• **Exercise directions**
Every line below should be repeated exactly.

[Code that builds pages]
** start **
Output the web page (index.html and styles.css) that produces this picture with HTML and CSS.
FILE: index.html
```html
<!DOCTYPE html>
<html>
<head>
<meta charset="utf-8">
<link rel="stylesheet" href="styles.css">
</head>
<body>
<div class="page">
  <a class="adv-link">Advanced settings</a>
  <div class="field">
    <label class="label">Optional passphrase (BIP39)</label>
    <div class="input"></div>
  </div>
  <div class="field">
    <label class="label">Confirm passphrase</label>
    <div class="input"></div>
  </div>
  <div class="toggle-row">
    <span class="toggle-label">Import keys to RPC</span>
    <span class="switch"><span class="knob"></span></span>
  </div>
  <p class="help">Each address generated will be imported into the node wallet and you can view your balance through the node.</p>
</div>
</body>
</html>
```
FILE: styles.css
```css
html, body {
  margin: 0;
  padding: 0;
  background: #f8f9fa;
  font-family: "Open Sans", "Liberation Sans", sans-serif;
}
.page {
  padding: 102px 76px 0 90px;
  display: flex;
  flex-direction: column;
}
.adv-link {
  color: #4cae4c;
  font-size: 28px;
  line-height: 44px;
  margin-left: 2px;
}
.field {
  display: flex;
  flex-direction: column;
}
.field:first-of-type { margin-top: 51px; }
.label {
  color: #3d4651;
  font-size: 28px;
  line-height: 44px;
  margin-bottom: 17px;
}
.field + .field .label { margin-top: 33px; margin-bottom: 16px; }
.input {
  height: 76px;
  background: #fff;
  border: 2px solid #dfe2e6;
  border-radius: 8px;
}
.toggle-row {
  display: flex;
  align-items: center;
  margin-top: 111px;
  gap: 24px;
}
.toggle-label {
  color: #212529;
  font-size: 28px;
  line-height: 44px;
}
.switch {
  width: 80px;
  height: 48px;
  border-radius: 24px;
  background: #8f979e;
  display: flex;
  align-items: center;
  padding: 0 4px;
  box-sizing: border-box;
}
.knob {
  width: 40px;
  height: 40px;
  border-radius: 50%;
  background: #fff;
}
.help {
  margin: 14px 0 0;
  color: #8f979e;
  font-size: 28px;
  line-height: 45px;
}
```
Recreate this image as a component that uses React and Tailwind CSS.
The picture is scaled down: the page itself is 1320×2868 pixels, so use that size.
** end **
• **Solution to this exercise**
Output the web page (index.html and styles.css) that produces this picture with HTML and CSS.
FILE: index.html
```html
<!DOCTYPE html>
<html>
<head>
<meta charset="utf-8">
<link rel="stylesheet" href="styles.css">
</head>
<body>
<div class="page">
  <a class="adv-link">Advanced settings</a>
  <div class="field">
    <label class="label">Optional passphrase (BIP39)</label>
    <div class="input"></div>
  </div>
  <div class="field">
    <label class="label">Confirm passphrase</label>
    <div class="input"></div>
  </div>
  <div class="toggle-row">
    <span class="toggle-label">Import keys to RPC</span>
    <span class="switch"><span class="knob"></span></span>
  </div>
  <p class="help">Each address generated will be imported into the node wallet and you can view your balance through the node.</p>
</div>
</body>
</html>
```
FILE: styles.css
```css
html, body {
  margin: 0;
  padding: 0;
  background: #f8f9fa;
  font-family: "Open Sans", "Liberation Sans", sans-serif;
}
.page {
  padding: 102px 76px 0 90px;
  display: flex;
  flex-direction: column;
}
.adv-link {
  color: #4cae4c;
  font-size: 28px;
  line-height: 44px;
  margin-left: 2px;
}
.field {
  display: flex;
  flex-direction: column;
}
.field:first-of-type { margin-top: 51px; }
.label {
  color: #3d4651;
  font-size: 28px;
  line-height: 44px;
  margin-bottom: 17px;
}
.field + .field .label { margin-top: 33px; margin-bottom: 16px; }
.input {
  height: 76px;
  background: #fff;
  border: 2px solid #dfe2e6;
  border-radius: 8px;
}
.toggle-row {
  display: flex;
  align-items: center;
  margin-top: 111px;
  gap: 24px;
}
.toggle-label {
  color: #212529;
  font-size: 28px;
  line-height: 44px;
}
.switch {
  width: 80px;
  height: 48px;
  border-radius: 24px;
  background: #8f979e;
  display: flex;
  align-items: center;
  padding: 0 4px;
  box-sizing: border-box;
}
.knob {
  width: 40px;
  height: 40px;
  border-radius: 50%;
  background: #fff;
}
.help {
  margin: 14px 0 0;
  color: #8f979e;
  font-size: 28px;
  line-height: 45px;
}
```
Recreate this image as a component that uses React and Tailwind CSS.
The picture is scaled down: the page itself is 1320×2868 pixels, so use that size.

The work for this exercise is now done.